Set problem. Below are the records; pull every line that includes "styled".

Records excerpted from a collection.
• • • •

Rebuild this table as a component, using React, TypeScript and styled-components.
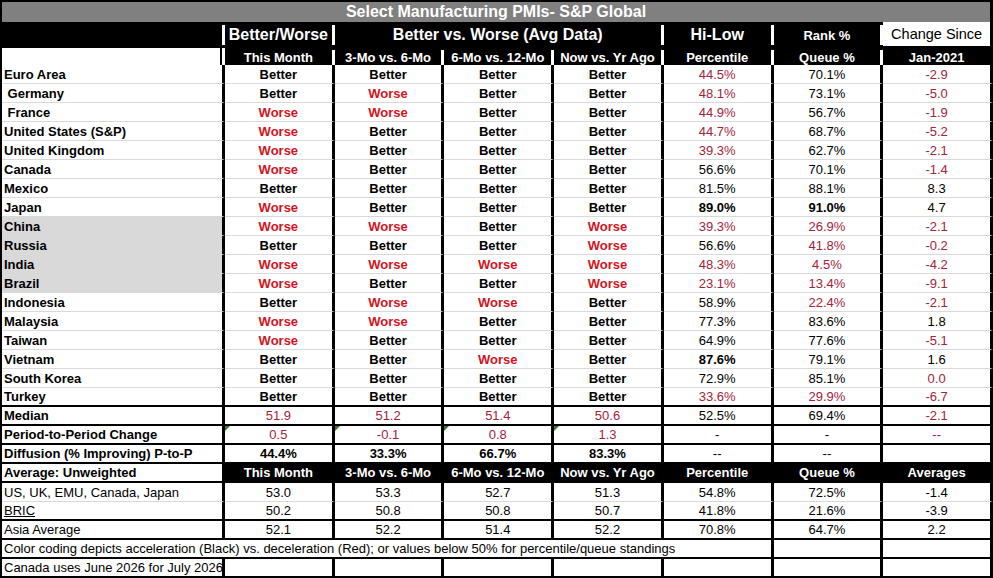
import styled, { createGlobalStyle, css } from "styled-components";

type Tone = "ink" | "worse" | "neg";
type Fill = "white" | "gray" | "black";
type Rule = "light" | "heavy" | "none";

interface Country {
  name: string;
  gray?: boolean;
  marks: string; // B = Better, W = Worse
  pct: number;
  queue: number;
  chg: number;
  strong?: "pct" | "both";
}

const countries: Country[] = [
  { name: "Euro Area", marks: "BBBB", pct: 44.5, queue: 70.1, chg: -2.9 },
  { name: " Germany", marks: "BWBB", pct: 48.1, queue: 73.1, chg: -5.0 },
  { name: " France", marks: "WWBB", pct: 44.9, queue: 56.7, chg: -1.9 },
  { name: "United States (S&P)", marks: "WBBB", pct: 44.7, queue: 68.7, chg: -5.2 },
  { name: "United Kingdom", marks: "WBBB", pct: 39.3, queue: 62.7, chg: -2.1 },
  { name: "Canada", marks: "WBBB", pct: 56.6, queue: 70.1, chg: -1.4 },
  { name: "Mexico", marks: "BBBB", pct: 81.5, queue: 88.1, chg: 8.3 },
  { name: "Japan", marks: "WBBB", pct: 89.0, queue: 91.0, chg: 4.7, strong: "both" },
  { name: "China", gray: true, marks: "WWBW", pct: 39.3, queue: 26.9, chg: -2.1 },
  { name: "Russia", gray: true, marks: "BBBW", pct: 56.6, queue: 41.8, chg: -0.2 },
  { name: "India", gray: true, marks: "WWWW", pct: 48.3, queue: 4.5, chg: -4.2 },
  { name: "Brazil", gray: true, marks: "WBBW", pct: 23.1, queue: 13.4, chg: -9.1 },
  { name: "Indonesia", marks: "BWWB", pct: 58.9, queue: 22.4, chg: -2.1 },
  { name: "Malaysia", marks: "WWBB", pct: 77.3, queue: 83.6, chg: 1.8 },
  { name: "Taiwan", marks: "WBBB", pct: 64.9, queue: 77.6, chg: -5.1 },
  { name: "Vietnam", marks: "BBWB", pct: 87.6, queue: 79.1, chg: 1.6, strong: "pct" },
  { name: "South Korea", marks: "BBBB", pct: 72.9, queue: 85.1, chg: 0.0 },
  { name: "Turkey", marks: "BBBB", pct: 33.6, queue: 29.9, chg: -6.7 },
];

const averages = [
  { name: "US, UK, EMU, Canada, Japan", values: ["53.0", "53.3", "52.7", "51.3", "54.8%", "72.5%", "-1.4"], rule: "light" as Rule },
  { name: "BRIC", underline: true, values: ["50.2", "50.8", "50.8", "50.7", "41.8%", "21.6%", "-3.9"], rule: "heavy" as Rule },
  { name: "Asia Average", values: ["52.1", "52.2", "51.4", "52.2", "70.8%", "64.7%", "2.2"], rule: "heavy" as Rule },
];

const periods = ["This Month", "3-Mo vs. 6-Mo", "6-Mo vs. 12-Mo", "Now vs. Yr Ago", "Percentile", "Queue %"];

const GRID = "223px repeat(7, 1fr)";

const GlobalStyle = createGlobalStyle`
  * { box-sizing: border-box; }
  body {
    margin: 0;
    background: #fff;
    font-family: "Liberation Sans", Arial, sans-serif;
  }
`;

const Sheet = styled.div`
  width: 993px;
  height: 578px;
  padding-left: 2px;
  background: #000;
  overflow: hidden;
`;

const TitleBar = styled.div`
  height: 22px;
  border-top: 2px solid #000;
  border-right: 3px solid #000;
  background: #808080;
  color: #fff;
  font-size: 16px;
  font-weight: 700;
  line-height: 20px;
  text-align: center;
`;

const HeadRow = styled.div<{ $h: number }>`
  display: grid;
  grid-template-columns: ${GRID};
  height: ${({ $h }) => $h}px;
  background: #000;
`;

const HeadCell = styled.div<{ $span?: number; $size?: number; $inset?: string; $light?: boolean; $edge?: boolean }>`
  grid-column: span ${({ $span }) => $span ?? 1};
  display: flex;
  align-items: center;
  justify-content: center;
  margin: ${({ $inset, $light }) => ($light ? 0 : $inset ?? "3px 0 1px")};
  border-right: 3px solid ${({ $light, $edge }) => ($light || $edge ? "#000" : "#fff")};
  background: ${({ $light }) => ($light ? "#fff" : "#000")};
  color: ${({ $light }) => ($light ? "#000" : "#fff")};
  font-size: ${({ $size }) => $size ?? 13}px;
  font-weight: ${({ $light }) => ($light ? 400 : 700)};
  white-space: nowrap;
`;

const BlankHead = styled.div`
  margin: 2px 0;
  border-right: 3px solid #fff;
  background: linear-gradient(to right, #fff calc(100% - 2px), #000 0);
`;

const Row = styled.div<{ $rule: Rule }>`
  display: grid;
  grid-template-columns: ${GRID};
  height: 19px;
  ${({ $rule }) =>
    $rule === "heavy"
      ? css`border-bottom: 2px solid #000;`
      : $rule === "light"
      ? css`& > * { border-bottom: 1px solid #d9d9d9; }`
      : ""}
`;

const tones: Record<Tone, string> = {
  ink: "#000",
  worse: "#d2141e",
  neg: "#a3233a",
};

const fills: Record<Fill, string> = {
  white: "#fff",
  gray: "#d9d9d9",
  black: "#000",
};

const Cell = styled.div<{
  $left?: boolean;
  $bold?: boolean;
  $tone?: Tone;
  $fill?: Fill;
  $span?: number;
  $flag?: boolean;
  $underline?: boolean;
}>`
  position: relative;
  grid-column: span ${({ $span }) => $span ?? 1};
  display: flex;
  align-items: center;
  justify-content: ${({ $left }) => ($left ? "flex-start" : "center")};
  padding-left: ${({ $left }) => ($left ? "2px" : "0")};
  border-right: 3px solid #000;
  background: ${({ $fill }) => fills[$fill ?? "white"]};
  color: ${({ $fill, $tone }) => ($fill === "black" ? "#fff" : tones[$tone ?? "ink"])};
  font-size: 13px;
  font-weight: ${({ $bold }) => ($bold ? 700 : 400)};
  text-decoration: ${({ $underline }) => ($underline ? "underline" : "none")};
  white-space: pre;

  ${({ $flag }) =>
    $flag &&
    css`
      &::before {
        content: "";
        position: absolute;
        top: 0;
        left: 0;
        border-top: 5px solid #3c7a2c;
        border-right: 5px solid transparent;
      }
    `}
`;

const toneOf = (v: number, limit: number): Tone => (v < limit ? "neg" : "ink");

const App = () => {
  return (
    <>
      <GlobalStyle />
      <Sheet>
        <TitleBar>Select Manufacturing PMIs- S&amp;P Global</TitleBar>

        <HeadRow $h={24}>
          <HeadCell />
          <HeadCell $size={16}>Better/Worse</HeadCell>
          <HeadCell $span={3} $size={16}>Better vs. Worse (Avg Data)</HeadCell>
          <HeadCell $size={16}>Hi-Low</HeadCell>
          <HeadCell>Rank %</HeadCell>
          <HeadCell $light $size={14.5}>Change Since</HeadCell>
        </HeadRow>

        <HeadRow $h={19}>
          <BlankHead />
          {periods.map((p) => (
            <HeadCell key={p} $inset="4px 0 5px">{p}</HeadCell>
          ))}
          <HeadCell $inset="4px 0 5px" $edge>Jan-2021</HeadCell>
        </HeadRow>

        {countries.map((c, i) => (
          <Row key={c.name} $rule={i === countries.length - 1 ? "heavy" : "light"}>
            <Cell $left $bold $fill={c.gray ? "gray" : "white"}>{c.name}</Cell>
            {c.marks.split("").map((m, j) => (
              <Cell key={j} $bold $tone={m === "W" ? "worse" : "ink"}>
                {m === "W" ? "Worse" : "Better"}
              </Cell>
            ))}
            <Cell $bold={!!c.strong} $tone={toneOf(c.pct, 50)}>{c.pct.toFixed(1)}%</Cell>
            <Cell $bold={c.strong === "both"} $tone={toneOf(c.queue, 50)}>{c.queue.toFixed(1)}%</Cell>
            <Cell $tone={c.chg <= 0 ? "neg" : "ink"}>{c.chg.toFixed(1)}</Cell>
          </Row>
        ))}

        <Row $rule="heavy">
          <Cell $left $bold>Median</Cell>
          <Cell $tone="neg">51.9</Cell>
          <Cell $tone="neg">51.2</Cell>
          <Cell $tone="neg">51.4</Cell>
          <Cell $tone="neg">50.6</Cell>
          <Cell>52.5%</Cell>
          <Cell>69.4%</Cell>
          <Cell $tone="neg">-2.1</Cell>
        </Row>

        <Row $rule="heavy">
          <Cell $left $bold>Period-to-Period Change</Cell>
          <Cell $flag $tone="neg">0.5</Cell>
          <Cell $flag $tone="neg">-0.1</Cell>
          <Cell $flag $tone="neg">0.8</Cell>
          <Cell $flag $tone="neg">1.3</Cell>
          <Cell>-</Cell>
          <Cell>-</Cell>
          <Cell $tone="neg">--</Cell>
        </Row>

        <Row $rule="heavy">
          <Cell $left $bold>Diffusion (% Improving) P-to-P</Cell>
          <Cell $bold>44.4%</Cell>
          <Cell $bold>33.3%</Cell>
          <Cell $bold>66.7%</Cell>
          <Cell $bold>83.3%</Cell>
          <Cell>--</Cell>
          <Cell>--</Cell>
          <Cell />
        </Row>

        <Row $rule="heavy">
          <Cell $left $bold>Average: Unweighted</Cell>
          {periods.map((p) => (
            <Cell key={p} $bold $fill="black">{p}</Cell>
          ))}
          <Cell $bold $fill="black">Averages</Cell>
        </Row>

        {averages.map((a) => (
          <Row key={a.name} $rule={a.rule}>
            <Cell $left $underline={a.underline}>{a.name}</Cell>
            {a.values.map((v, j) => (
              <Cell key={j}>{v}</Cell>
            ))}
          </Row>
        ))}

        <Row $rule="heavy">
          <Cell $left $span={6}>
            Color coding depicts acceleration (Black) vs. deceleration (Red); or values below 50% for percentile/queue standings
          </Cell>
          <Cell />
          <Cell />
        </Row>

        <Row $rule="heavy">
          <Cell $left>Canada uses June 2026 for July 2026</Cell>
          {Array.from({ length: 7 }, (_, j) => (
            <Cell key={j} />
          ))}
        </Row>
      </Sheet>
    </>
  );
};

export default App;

• • • •

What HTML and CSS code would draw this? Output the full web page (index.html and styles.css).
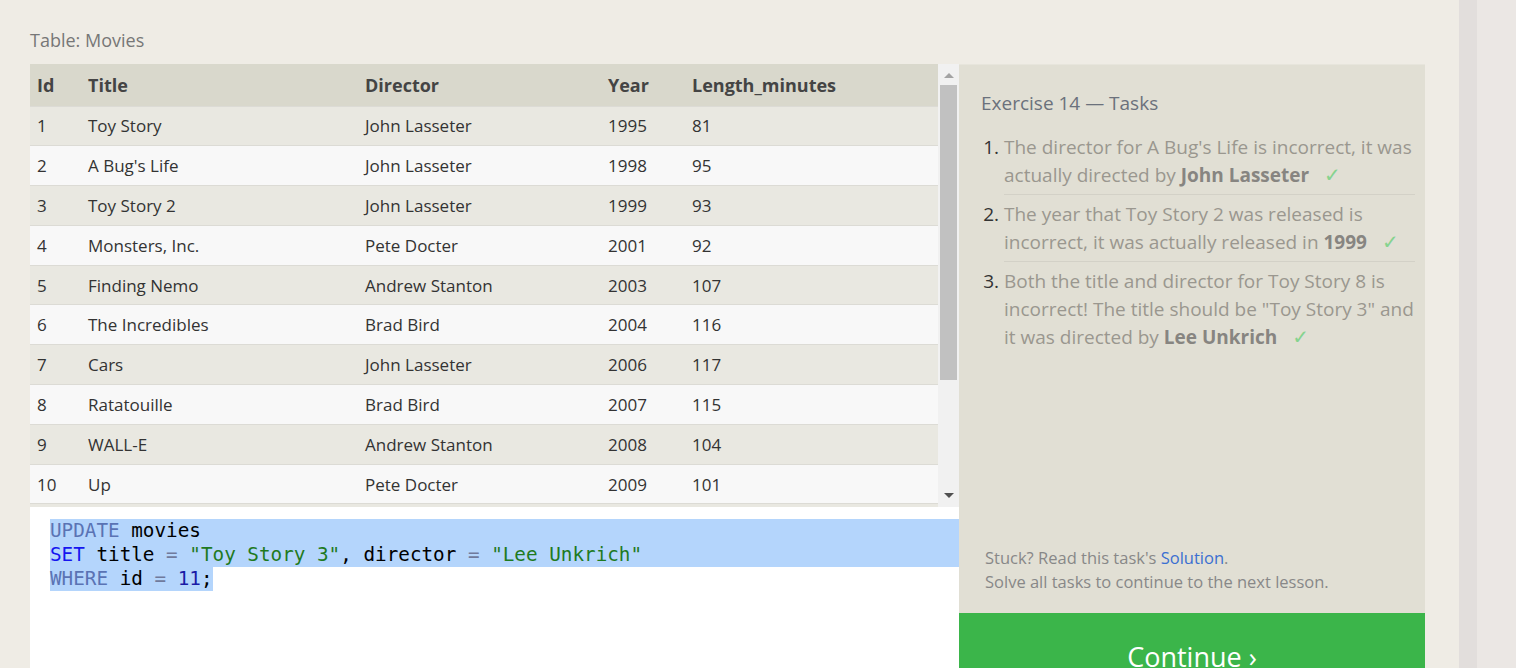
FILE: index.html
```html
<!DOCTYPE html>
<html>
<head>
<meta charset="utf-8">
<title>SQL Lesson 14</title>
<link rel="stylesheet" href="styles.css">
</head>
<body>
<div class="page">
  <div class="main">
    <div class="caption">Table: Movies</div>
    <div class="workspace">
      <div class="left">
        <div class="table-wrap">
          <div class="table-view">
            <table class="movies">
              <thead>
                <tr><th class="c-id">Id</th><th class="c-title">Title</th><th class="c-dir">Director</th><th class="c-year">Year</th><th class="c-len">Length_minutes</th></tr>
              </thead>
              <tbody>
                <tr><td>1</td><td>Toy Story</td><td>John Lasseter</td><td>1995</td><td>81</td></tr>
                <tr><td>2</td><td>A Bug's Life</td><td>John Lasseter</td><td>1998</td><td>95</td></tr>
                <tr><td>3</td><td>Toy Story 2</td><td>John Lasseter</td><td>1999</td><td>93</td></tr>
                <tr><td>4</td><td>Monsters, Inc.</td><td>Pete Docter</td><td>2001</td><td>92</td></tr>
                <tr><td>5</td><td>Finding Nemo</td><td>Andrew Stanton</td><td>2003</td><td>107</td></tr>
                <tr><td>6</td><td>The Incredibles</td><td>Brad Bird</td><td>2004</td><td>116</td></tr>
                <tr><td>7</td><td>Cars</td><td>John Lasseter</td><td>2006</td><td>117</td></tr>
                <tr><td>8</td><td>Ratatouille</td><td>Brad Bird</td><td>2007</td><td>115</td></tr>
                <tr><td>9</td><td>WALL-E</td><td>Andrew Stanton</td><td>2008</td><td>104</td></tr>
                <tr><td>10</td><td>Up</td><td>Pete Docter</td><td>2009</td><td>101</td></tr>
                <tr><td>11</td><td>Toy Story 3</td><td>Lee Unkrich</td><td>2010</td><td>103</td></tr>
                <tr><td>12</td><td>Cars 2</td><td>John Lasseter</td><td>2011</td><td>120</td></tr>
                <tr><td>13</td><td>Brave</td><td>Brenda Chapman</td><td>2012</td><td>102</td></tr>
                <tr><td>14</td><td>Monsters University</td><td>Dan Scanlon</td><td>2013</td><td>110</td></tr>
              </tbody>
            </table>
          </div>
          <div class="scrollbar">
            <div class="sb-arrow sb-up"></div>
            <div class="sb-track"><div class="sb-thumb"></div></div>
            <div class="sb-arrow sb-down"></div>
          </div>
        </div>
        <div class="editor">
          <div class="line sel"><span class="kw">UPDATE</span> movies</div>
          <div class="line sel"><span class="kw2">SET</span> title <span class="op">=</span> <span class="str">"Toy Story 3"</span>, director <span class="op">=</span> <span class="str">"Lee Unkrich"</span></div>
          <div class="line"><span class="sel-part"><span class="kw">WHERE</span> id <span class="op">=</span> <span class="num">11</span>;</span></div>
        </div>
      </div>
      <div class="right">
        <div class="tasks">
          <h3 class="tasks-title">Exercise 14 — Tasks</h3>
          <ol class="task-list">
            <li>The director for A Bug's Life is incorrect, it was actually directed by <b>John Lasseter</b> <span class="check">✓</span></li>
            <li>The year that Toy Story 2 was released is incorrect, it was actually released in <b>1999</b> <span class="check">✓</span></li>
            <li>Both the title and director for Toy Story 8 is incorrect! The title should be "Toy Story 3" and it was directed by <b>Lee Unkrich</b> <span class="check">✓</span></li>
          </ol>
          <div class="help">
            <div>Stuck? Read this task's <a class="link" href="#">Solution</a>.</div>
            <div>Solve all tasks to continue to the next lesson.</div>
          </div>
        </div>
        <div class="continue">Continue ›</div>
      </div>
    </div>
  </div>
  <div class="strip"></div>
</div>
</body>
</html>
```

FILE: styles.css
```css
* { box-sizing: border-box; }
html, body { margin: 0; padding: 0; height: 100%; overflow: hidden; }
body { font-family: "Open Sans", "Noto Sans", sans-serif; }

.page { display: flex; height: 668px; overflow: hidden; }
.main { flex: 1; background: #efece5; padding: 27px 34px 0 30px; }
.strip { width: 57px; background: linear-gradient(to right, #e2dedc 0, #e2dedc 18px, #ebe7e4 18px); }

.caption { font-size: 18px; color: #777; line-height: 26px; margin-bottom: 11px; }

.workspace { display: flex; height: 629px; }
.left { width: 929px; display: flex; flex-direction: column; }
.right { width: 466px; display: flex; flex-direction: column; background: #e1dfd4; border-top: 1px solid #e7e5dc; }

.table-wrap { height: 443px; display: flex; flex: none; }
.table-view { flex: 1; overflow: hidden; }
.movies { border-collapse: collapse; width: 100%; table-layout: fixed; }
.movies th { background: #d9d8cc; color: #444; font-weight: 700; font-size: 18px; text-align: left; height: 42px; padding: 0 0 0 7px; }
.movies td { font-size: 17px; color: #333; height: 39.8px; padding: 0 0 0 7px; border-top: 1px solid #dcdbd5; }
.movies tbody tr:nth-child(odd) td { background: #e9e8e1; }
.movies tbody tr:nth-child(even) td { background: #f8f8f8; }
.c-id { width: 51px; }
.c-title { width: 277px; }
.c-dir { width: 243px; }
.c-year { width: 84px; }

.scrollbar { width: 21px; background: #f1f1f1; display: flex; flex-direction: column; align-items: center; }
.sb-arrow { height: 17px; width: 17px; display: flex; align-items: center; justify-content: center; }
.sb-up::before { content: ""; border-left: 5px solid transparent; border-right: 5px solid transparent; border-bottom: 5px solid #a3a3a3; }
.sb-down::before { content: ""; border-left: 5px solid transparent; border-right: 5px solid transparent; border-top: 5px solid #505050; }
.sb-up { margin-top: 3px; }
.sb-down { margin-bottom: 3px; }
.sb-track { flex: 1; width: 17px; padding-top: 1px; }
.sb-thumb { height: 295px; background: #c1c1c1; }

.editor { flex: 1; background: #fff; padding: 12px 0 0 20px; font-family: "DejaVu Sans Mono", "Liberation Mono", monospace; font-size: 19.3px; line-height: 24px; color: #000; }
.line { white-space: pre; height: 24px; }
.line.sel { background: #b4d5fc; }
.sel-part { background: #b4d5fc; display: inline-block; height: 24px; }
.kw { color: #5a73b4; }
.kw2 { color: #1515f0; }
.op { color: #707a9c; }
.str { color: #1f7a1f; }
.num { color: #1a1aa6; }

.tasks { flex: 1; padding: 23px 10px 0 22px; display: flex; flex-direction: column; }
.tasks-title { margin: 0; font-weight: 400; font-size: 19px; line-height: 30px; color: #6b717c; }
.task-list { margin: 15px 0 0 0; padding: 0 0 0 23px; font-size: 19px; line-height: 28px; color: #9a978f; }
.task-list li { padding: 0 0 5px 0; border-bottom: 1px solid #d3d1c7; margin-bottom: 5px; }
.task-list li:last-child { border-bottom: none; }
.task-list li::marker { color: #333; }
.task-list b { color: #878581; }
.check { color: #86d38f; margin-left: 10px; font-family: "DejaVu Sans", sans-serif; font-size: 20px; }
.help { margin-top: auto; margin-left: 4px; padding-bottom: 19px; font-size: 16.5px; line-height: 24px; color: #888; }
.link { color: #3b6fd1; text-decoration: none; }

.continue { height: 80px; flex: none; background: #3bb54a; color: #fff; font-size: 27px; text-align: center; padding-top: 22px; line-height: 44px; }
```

• • • •

Result of this task.
Rebuild this table as a component, using React, TypeScript and styled-components.
import styled, { createGlobalStyle, css } from "styled-components";
const Sheet = styled.div`
const TitleBar = styled.div`
const HeadRow = styled.div<{ $h: number }>`
const HeadCell = styled.div<{ $span?: number; $size?: number; $inset?: string; $light?: boolean; $edge?: boolean }>`
const BlankHead = styled.div`
const Row = styled.div<{ $rule: Rule }>`
const Cell = styled.div<{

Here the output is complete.